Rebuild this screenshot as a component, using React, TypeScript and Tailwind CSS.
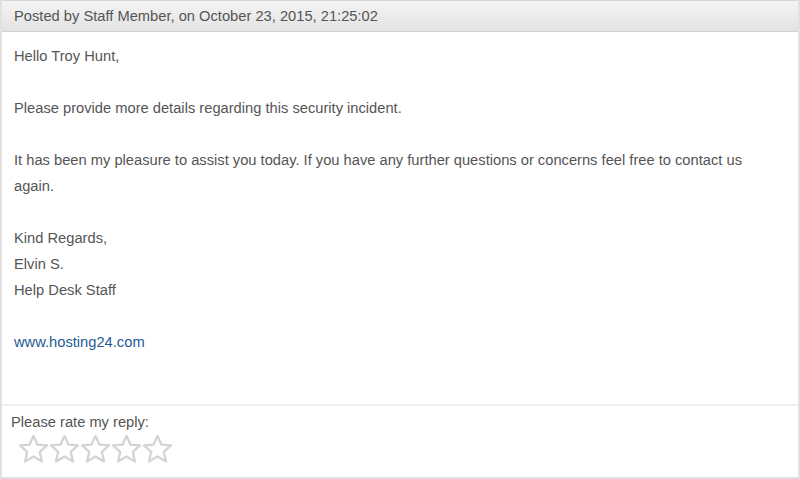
import React from "react";

const Star = () => (
  <svg width="31" height="31" viewBox="0 0 30 30" className="block">
    <defs>
      <filter id="sblur" x="-20%" y="-20%" width="140%" height="140%">
        <feGaussianBlur stdDeviation="0.7" />
      </filter>
    </defs>
    <path
      d="M15 1.8 L18.8 10.2 L28 11.1 L21.1 17.3 L23.2 26.6 L15 21.7 L6.8 26.6 L8.9 17.3 L2 11.1 L11.2 10.2 Z"
      fill="#ffffff"
      stroke="#d4d4d4"
      strokeWidth="2.2"
      strokeLinejoin="round"
      filter="url(#sblur)"
    />
  </svg>
);

export default function App() {
  return (
    <div
      className="w-[800px] h-[479px] bg-white border-t border-x-2 border-b-2 border-[#e1e1e1] border-t-[#d6d6d6] flex flex-col text-[14.7px] text-[#555555]"
      style={{ fontFamily: '"Liberation Sans", Arial, sans-serif' }}
    >
      <div className="h-[31px] shrink-0 bg-gradient-to-b from-[#f4f4f4] to-[#e3e3e3] border-b border-[#d2d2d2] px-[12px] flex items-center leading-[20px]">
        Posted by Staff Member, on October 23, 2015, 21:25:02
      </div>
      <div className="flex-1 px-[12px] pt-[11px] leading-[26px]">
        <p>Hello Troy Hunt,</p>
        <p className="mt-[26px]">Please provide more details regarding this security incident.</p>
        <p className="mt-[26px]">
          It has been my pleasure to assist you today. If you have any further questions or concerns feel free to contact us again.
        </p>
        <p className="mt-[26px]">
          Kind Regards,
          <br />
          Elvin S.
          <br />
          Help Desk Staff
        </p>
        <p className="mt-[26px]">
          <a className="text-[#1f5b94]">www.hosting24.com</a>
        </p>
      </div>
      <div className="h-[73px] shrink-0 border-t-2 border-[#f0f0f0] pl-[9px] pt-[6px]">
        <div className="leading-[20px]">Please rate my reply:</div>
        <div className="flex gap-0 pl-[7px] pt-[2px]">
          <Star />
          <Star />
          <Star />
          <Star />
          <Star />
        </div>
      </div>
    </div>
  );
}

..............................

**Exercise description**. Repeat the listing above up to and including the line with "import React from", starting from its first line. Drop any pictures.

**Written answer**.
Rebuild this screenshot as a component, using React, TypeScript and Tailwind CSS.
import React from "react";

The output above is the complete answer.